__The task__
What follows is a set of entries. Repeat them exactly, but not their pictures.

__Records shown__
◆ ◆ ◆ ◆

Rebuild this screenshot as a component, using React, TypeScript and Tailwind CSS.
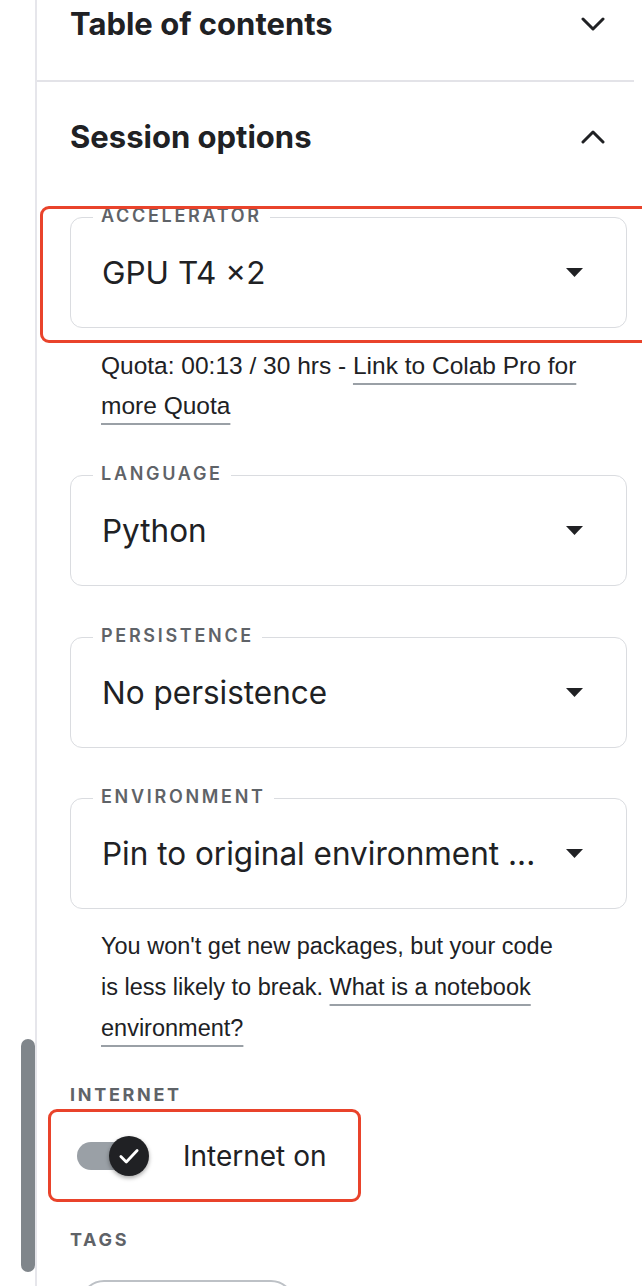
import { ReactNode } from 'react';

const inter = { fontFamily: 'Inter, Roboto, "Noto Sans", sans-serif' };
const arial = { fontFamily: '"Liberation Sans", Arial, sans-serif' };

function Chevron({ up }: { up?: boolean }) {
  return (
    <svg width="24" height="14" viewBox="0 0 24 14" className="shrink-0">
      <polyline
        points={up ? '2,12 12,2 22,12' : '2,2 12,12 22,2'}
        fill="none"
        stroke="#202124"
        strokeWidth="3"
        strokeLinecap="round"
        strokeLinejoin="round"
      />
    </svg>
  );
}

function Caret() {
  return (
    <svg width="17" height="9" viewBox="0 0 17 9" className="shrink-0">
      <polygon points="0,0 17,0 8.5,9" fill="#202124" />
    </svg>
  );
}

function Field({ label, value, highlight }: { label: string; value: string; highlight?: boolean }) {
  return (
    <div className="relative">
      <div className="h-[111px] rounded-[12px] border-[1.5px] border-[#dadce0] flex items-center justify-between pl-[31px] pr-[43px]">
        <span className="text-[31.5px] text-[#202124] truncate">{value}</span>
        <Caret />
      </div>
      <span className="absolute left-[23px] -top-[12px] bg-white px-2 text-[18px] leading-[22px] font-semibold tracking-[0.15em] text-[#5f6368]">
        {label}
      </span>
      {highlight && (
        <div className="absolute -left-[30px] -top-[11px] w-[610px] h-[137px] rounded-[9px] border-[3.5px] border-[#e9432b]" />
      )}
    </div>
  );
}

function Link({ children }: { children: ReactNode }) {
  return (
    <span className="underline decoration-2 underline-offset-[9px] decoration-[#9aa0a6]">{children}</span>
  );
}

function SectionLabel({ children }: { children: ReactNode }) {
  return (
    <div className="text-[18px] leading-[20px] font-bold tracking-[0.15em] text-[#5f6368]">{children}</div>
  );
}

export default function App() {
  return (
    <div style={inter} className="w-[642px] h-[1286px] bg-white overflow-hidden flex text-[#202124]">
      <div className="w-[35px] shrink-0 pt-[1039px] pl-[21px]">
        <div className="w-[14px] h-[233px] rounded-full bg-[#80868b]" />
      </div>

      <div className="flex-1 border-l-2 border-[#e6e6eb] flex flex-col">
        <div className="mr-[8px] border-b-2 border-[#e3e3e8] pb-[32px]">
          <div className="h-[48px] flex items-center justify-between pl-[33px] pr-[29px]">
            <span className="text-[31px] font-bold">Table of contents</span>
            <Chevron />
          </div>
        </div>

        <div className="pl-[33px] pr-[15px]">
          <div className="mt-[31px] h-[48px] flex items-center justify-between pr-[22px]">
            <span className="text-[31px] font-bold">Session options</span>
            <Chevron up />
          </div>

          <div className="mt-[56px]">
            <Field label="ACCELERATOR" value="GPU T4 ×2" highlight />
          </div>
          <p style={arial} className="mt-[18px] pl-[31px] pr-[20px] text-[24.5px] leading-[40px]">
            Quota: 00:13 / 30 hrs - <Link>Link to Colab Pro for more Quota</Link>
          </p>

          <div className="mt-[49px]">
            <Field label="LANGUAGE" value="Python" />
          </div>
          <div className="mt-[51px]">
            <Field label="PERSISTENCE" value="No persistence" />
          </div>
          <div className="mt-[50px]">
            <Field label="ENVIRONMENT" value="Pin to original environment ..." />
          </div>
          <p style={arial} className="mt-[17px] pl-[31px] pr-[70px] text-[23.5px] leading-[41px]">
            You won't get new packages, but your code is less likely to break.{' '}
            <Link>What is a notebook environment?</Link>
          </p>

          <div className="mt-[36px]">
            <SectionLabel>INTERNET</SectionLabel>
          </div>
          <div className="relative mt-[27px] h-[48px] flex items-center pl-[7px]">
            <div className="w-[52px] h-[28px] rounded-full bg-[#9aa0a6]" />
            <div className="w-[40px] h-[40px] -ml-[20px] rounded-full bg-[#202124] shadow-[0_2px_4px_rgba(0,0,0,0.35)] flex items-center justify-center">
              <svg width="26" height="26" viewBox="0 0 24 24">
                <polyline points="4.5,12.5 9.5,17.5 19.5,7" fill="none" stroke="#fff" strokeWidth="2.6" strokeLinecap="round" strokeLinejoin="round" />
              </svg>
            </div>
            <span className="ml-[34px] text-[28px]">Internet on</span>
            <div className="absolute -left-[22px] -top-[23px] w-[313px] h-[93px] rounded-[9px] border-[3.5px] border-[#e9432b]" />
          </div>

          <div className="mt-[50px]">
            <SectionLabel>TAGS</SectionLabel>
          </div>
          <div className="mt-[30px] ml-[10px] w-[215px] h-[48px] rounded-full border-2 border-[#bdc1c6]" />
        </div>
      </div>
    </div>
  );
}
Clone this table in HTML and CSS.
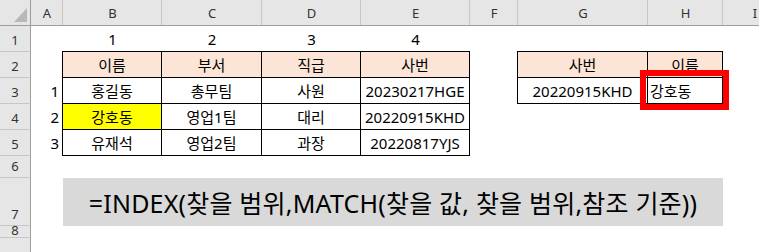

◆ ◆ ◆ ◆

__Exercise solution__
Rebuild this screenshot as a component, using React, TypeScript and Tailwind CSS.
import { ReactNode } from 'react';

const inter = { fontFamily: 'Inter, Roboto, "Noto Sans", sans-serif' };
const arial = { fontFamily: '"Liberation Sans", Arial, sans-serif' };

function Chevron({ up }: { up?: boolean }) {
  return (
    <svg width="24" height="14" viewBox="0 0 24 14" className="shrink-0">
      <polyline
        points={up ? '2,12 12,2 22,12' : '2,2 12,12 22,2'}
        fill="none"
        stroke="#202124"
        strokeWidth="3"
        strokeLinecap="round"
        strokeLinejoin="round"
      />
    </svg>
  );
}

function Caret() {
  return (
    <svg width="17" height="9" viewBox="0 0 17 9" className="shrink-0">
      <polygon points="0,0 17,0 8.5,9" fill="#202124" />
    </svg>
  );
}

function Field({ label, value, highlight }: { label: string; value: string; highlight?: boolean }) {
  return (
    <div className="relative">
      <div className="h-[111px] rounded-[12px] border-[1.5px] border-[#dadce0] flex items-center justify-between pl-[31px] pr-[43px]">
        <span className="text-[31.5px] text-[#202124] truncate">{value}</span>
        <Caret />
      </div>
      <span className="absolute left-[23px] -top-[12px] bg-white px-2 text-[18px] leading-[22px] font-semibold tracking-[0.15em] text-[#5f6368]">
        {label}
      </span>
      {highlight && (
        <div className="absolute -left-[30px] -top-[11px] w-[610px] h-[137px] rounded-[9px] border-[3.5px] border-[#e9432b]" />
      )}
    </div>
  );
}

function Link({ children }: { children: ReactNode }) {
  return (
    <span className="underline decoration-2 underline-offset-[9px] decoration-[#9aa0a6]">{children}</span>
  );
}

function SectionLabel({ children }: { children: ReactNode }) {
  return (
    <div className="text-[18px] leading-[20px] font-bold tracking-[0.15em] text-[#5f6368]">{children}</div>
  );
}

export default function App() {
  return (
    <div style={inter} className="w-[642px] h-[1286px] bg-white overflow-hidden flex text-[#202124]">
      <div className="w-[35px] shrink-0 pt-[1039px] pl-[21px]">
        <div className="w-[14px] h-[233px] rounded-full bg-[#80868b]" />
      </div>

      <div className="flex-1 border-l-2 border-[#e6e6eb] flex flex-col">
        <div className="mr-[8px] border-b-2 border-[#e3e3e8] pb-[32px]">
          <div className="h-[48px] flex items-center justify-between pl-[33px] pr-[29px]">
            <span className="text-[31px] font-bold">Table of contents</span>
            <Chevron />
          </div>
        </div>

        <div className="pl-[33px] pr-[15px]">
          <div className="mt-[31px] h-[48px] flex items-center justify-between pr-[22px]">
            <span className="text-[31px] font-bold">Session options</span>
            <Chevron up />
          </div>

          <div className="mt-[56px]">
            <Field label="ACCELERATOR" value="GPU T4 ×2" highlight />
          </div>
          <p style={arial} className="mt-[18px] pl-[31px] pr-[20px] text-[24.5px] leading-[40px]">
            Quota: 00:13 / 30 hrs - <Link>Link to Colab Pro for more Quota</Link>
          </p>

          <div className="mt-[49px]">
            <Field label="LANGUAGE" value="Python" />
          </div>
          <div className="mt-[51px]">
            <Field label="PERSISTENCE" value="No persistence" />
          </div>
          <div className="mt-[50px]">
            <Field label="ENVIRONMENT" value="Pin to original environment ..." />
          </div>
          <p style={arial} className="mt-[17px] pl-[31px] pr-[70px] text-[23.5px] leading-[41px]">
            You won't get new packages, but your code is less likely to break.{' '}
            <Link>What is a notebook environment?</Link>
          </p>

          <div className="mt-[36px]">
            <SectionLabel>INTERNET</SectionLabel>
          </div>
          <div className="relative mt-[27px] h-[48px] flex items-center pl-[7px]">
            <div className="w-[52px] h-[28px] rounded-full bg-[#9aa0a6]" />
            <div className="w-[40px] h-[40px] -ml-[20px] rounded-full bg-[#202124] shadow-[0_2px_4px_rgba(0,0,0,0.35)] flex items-center justify-center">
              <svg width="26" height="26" viewBox="0 0 24 24">
                <polyline points="4.5,12.5 9.5,17.5 19.5,7" fill="none" stroke="#fff" strokeWidth="2.6" strokeLinecap="round" strokeLinejoin="round" />
              </svg>
            </div>
            <span className="ml-[34px] text-[28px]">Internet on</span>
            <div className="absolute -left-[22px] -top-[23px] w-[313px] h-[93px] rounded-[9px] border-[3.5px] border-[#e9432b]" />
          </div>

          <div className="mt-[50px]">
            <SectionLabel>TAGS</SectionLabel>
          </div>
          <div className="mt-[30px] ml-[10px] w-[215px] h-[48px] rounded-full border-2 border-[#bdc1c6]" />
        </div>
      </div>
    </div>
  );
}
Clone this table in HTML and CSS.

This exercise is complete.